Investors Look to ESG Strategies05.24.2017
Institutional investors are aiming to double investment in environmental, social and governance strategies over next two years but data quality remains a barrier according to a study from BNP Paribas Securities Services.
Great Expectations: ESG – What’s next for asset owners and managers, a survey from BNP Paribas Securities Services, found that 79% of asset owners and asset managers already incorporate ESG in their investment decision-making process. The survey from the French bank covered 461 global respondents, 223 fund managers and 228 asset owners, representing approximately $5.4 trillion in assets under management.
Sid Newby, head of asset manager and asset owner sales at BNP Paribas Securities Services, said at a media briefing that 45% of asset owners have less than 25% of funds invested in ESG and 46% aim to increase allocations to more than 50% in two years time. In addition, 40% of asset managers have less than 25% of funds marketed as ESG strategies and 54% aim to increase this to more than 50% in two years time.
Newby said: “Asset owners particularly want to make stronger ESG allocation in alternative assets and their biggest concern is cost. Asset mangers are worried about the lack of robust data and their ability to incorporate the right data into products, which requires new skills.”
Asset managers and owners expect their investment in ESG alternative assets, including hedge funds, infrastructure, real estate and private equity and debt, to increase by 20% in two years.
The survey found that 55% believe that lack of robust data is the most significant barrier to ESG adoption – although only 15% believe this remain a barrier in two years time.
There are concerns over the quality of data, the lack of data for emerging markets and the difficult of making comparisons across regions or sectors. However regulators are reviewing reporting standards and last December the Financial Stability Board’s Task Force on Climate-related Financial Disclosures launched a consultation.
Trevor Allen, product specialist, investment risk and performance at BNP Paribas Securities Services, said at the briefing: “We have reached a tipping point of ESG adoption and the measurement of non-financial risks.”
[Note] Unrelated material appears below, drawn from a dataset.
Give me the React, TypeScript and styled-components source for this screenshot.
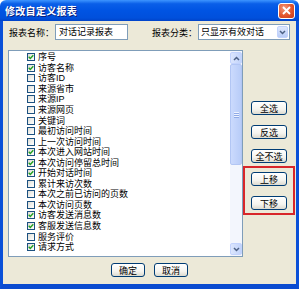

Although the quality of data is expected to improve over the next two years, the survey found that advanced analytics and costs are expected to emerge as barriers over that time period.
“The ability to model the impact of climate change on balance sheets needs a new of set skills,” added Allen. “That is where smart data, artificial intelligence and ESG specialists will step in. We expect to see both managers and owners really ramping up their tech and personnel capabilities to address these needs in the coming years.”